— begin —

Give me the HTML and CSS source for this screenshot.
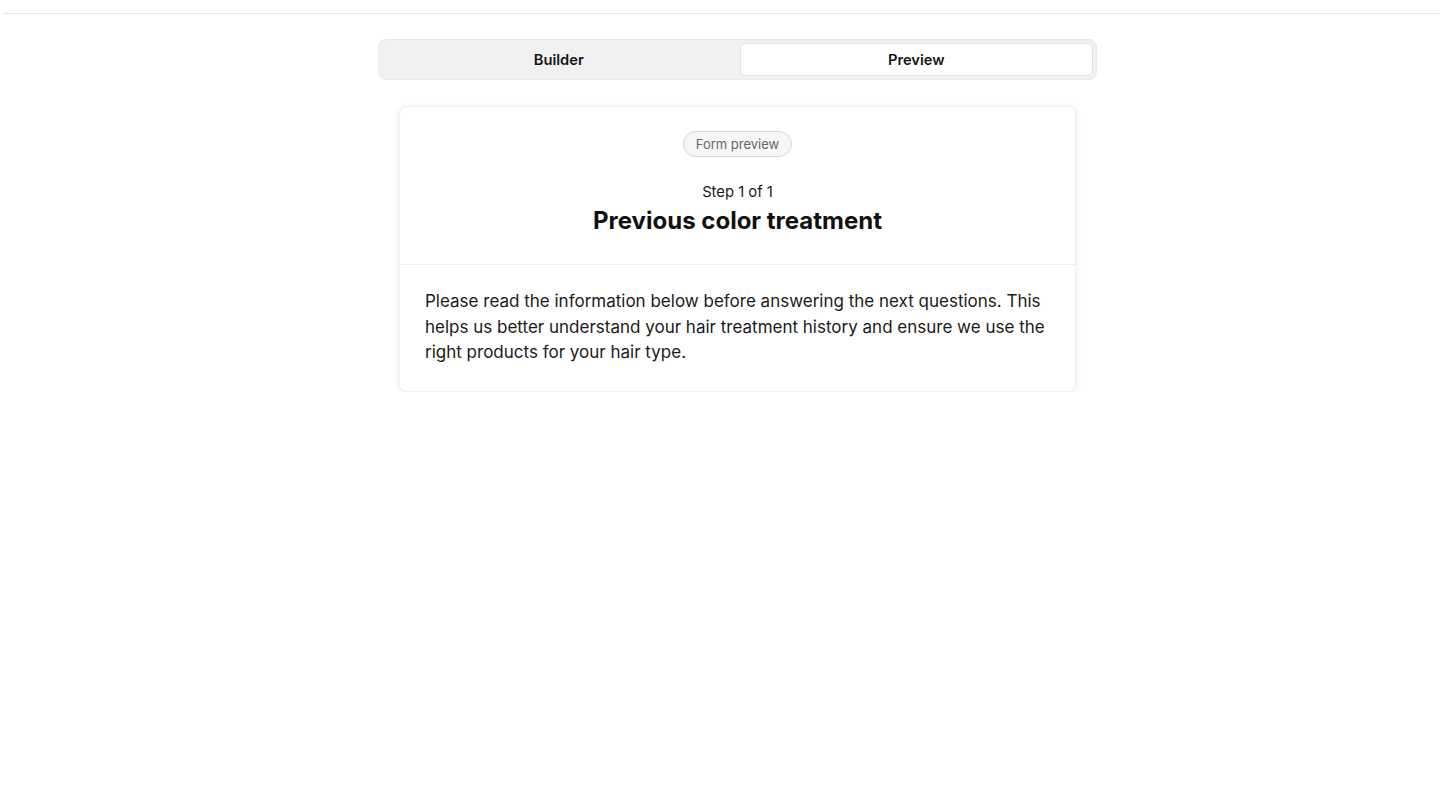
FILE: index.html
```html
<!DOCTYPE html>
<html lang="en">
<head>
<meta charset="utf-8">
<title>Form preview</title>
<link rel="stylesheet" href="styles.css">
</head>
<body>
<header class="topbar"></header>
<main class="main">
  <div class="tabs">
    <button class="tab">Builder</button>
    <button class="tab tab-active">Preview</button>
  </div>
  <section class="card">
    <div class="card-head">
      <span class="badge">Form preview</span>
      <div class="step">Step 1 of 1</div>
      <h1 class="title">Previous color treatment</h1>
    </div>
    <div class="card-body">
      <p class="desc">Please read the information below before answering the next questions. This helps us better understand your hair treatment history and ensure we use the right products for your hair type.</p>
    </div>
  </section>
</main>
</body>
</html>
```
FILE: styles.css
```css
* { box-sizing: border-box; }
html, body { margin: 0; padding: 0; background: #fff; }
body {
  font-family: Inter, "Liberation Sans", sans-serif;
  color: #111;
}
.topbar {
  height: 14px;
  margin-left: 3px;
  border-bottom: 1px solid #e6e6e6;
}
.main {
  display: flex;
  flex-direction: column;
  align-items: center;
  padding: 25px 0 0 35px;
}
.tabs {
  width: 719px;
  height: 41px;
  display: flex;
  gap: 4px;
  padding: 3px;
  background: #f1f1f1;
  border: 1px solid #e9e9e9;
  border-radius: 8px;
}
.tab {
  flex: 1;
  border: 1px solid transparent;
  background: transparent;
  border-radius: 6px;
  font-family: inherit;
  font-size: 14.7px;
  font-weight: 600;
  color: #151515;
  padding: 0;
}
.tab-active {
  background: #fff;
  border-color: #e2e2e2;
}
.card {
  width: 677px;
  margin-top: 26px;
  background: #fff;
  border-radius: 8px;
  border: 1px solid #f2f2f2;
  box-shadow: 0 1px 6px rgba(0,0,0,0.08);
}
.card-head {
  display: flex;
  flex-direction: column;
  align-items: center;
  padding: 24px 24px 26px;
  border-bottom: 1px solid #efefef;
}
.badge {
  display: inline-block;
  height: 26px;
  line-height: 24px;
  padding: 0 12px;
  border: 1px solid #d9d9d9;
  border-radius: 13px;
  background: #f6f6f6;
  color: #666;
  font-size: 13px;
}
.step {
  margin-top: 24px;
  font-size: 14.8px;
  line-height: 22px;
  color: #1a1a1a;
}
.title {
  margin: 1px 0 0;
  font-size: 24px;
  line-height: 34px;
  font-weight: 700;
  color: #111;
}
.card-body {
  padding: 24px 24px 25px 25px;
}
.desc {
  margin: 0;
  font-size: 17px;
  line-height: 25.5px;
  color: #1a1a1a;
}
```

— end —

(WHAT TO PRODUCE)
In the copy, include no pictures; restate the listing above exactly.

(RESULT OF THIS EXERCISE)
Give me the HTML and CSS source for this screenshot.
FILE: index.html
```html
<!DOCTYPE html>
<html lang="en">
<head>
<meta charset="utf-8">
<title>Form preview</title>
<link rel="stylesheet" href="styles.css">
</head>
<body>
<header class="topbar"></header>
<main class="main">
  <div class="tabs">
    <button class="tab">Builder</button>
    <button class="tab tab-active">Preview</button>
  </div>
  <section class="card">
    <div class="card-head">
      <span class="badge">Form preview</span>
      <div class="step">Step 1 of 1</div>
      <h1 class="title">Previous color treatment</h1>
    </div>
    <div class="card-body">
      <p class="desc">Please read the information below before answering the next questions. This helps us better understand your hair treatment history and ensure we use the right products for your hair type.</p>
    </div>
  </section>
</main>
</body>
</html>
```
FILE: styles.css
```css
* { box-sizing: border-box; }
html, body { margin: 0; padding: 0; background: #fff; }
body {
  font-family: Inter, "Liberation Sans", sans-serif;
  color: #111;
}
.topbar {
  height: 14px;
  margin-left: 3px;
  border-bottom: 1px solid #e6e6e6;
}
.main {
  display: flex;
  flex-direction: column;
  align-items: center;
  padding: 25px 0 0 35px;
}
.tabs {
  width: 719px;
  height: 41px;
  display: flex;
  gap: 4px;
  padding: 3px;
  background: #f1f1f1;
  border: 1px solid #e9e9e9;
  border-radius: 8px;
}
.tab {
  flex: 1;
  border: 1px solid transparent;
  background: transparent;
  border-radius: 6px;
  font-family: inherit;
  font-size: 14.7px;
  font-weight: 600;
  color: #151515;
  padding: 0;
}
.tab-active {
  background: #fff;
  border-color: #e2e2e2;
}
.card {
  width: 677px;
  margin-top: 26px;
  background: #fff;
  border-radius: 8px;
  border: 1px solid #f2f2f2;
  box-shadow: 0 1px 6px rgba(0,0,0,0.08);
}
.card-head {
  display: flex;
  flex-direction: column;
  align-items: center;
  padding: 24px 24px 26px;
  border-bottom: 1px solid #efefef;
}
.badge {
  display: inline-block;
  height: 26px;
  line-height: 24px;
  padding: 0 12px;
  border: 1px solid #d9d9d9;
  border-radius: 13px;
  background: #f6f6f6;
  color: #666;
  font-size: 13px;
}
.step {
  margin-top: 24px;
  font-size: 14.8px;
  line-height: 22px;
  color: #1a1a1a;
}
.title {
  margin: 1px 0 0;
  font-size: 24px;
  line-height: 34px;
  font-weight: 700;
  color: #111;
}
.card-body {
  padding: 24px 24px 25px 25px;
}
.desc {
  margin: 0;
  font-size: 17px;
  line-height: 25.5px;
  color: #1a1a1a;
}
```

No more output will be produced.